(Pages as source code)
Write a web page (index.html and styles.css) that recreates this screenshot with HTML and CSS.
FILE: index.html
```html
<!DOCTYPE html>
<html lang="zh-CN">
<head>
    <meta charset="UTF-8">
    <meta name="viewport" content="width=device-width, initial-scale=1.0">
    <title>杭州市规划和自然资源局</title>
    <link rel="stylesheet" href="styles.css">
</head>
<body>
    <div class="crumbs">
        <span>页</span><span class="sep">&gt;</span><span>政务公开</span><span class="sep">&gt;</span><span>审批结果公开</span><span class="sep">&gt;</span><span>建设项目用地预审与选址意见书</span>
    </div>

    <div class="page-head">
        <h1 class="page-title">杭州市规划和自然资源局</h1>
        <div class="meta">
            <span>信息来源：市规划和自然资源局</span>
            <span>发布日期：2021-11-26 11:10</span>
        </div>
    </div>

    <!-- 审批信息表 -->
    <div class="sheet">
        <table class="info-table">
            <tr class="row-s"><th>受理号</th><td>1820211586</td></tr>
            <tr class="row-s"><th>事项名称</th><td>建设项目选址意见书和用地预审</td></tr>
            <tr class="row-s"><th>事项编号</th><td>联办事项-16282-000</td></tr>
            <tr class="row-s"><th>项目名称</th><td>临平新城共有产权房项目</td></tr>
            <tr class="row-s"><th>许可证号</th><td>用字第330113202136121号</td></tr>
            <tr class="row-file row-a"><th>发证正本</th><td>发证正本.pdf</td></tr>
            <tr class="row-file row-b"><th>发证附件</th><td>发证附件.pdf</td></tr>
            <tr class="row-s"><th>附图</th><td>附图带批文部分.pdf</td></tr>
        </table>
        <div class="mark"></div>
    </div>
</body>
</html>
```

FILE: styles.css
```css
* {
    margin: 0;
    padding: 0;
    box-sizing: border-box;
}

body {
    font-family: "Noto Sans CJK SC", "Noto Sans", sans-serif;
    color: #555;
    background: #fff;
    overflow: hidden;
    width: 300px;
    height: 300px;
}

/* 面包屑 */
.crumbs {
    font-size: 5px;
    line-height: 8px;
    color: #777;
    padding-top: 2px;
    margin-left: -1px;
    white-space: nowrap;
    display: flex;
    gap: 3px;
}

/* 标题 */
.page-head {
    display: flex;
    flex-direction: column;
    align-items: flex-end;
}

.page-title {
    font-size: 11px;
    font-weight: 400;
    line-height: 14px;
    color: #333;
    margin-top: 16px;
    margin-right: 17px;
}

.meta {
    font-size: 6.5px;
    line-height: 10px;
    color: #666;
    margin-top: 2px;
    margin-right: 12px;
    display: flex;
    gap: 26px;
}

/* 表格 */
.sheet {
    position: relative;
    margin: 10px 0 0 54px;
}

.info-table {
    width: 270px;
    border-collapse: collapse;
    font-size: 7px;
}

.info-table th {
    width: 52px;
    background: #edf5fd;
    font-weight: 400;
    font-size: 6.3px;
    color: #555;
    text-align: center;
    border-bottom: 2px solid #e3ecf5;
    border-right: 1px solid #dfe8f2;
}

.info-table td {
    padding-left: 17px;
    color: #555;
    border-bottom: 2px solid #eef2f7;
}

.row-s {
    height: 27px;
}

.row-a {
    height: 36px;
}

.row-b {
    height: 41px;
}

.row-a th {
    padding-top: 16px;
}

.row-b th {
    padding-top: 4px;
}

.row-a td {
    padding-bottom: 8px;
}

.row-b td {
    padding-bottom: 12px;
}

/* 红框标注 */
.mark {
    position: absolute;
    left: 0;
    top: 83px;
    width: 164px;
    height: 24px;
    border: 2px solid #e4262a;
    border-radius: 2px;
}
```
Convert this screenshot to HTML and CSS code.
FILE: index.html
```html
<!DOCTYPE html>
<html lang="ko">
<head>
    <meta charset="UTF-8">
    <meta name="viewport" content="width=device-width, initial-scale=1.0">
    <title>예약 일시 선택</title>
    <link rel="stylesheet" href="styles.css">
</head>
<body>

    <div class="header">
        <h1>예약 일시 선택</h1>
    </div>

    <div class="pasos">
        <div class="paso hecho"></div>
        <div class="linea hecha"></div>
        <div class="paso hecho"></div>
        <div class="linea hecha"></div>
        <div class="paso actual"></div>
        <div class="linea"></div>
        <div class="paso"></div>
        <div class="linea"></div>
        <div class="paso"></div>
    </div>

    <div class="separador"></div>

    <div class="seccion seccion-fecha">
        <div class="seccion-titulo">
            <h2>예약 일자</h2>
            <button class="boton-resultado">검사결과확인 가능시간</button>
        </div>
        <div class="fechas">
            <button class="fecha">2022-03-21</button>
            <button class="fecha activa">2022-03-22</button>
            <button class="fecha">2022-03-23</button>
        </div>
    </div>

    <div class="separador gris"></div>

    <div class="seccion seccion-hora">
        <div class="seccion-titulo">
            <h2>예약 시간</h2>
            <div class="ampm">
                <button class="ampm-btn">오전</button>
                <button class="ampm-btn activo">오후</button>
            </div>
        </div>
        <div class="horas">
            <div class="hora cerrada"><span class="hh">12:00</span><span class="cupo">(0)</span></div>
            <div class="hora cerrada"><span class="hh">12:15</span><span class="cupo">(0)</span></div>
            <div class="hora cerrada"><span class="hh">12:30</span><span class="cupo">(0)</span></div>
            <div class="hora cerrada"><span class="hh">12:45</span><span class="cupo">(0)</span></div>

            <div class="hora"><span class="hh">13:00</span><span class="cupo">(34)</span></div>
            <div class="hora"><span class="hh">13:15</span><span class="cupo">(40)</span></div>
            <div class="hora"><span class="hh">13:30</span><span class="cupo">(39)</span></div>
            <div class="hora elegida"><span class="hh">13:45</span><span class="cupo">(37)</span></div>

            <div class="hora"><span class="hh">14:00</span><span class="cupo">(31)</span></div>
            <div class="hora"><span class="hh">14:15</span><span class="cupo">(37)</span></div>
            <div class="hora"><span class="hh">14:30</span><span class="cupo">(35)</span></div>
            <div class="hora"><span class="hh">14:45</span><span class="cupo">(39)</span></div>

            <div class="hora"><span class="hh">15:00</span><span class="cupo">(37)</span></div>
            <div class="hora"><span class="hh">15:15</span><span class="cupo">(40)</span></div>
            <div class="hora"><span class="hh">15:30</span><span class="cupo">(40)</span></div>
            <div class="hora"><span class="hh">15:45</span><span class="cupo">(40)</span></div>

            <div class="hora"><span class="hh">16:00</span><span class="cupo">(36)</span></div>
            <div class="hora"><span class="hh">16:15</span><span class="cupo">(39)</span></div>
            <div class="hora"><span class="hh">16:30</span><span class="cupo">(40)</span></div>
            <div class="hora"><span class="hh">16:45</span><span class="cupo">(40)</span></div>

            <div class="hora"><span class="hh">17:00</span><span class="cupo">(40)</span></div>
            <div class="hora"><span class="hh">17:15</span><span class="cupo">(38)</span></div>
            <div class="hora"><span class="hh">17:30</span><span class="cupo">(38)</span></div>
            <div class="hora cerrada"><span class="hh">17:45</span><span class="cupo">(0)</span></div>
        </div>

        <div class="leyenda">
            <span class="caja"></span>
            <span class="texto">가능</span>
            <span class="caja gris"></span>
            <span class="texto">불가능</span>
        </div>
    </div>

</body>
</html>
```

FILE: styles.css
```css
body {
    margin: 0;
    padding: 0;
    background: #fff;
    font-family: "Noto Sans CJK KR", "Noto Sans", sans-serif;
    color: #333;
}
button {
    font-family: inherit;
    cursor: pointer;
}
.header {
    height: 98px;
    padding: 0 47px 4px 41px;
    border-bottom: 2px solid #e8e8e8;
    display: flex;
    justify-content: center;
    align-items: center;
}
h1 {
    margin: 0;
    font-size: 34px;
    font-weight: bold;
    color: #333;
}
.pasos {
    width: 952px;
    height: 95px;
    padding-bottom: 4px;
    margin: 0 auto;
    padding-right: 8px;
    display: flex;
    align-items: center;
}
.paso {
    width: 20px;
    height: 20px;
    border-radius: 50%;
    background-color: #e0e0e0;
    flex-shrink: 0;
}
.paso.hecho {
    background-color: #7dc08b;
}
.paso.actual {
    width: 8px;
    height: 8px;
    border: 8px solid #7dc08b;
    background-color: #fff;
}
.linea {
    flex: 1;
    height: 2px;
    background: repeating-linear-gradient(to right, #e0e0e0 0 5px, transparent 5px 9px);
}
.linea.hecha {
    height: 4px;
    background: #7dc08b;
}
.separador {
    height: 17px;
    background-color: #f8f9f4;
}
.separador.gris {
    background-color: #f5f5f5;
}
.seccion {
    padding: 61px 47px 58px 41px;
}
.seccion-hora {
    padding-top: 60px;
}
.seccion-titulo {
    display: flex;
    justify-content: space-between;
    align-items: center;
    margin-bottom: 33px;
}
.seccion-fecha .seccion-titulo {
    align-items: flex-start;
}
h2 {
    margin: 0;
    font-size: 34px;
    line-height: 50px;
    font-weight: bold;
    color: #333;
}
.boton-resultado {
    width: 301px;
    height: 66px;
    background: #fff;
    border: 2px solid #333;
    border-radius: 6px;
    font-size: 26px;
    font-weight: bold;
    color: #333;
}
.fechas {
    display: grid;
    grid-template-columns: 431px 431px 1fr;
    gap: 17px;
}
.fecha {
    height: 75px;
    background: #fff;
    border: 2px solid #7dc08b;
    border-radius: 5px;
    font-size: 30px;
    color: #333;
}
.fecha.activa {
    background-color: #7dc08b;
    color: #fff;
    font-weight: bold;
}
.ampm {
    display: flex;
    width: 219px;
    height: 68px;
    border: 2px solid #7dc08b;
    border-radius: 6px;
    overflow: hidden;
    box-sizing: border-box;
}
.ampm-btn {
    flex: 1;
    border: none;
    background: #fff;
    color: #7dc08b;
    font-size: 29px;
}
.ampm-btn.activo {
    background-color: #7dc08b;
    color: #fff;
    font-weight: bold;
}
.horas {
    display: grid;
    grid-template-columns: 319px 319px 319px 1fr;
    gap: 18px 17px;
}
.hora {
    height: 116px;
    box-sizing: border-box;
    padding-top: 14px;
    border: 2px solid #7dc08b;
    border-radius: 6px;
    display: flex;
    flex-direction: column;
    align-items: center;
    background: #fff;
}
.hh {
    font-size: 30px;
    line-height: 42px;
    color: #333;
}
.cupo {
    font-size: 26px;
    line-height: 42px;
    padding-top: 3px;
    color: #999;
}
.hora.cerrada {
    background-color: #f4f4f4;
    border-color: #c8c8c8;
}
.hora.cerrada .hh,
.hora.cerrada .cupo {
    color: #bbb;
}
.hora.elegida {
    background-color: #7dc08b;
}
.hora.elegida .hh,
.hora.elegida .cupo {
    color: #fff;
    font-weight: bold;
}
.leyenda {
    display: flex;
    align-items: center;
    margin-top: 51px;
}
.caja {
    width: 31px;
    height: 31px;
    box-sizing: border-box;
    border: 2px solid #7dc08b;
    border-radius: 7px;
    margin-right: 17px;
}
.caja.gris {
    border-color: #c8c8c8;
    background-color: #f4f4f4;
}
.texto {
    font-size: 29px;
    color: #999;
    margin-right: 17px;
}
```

Aim:
Go through the records. Copy each line where "screenshot" appears.

Written reply:
Write a web page (index.html and styles.css) that recreates this screenshot with HTML and CSS.
Convert this screenshot to HTML and CSS code.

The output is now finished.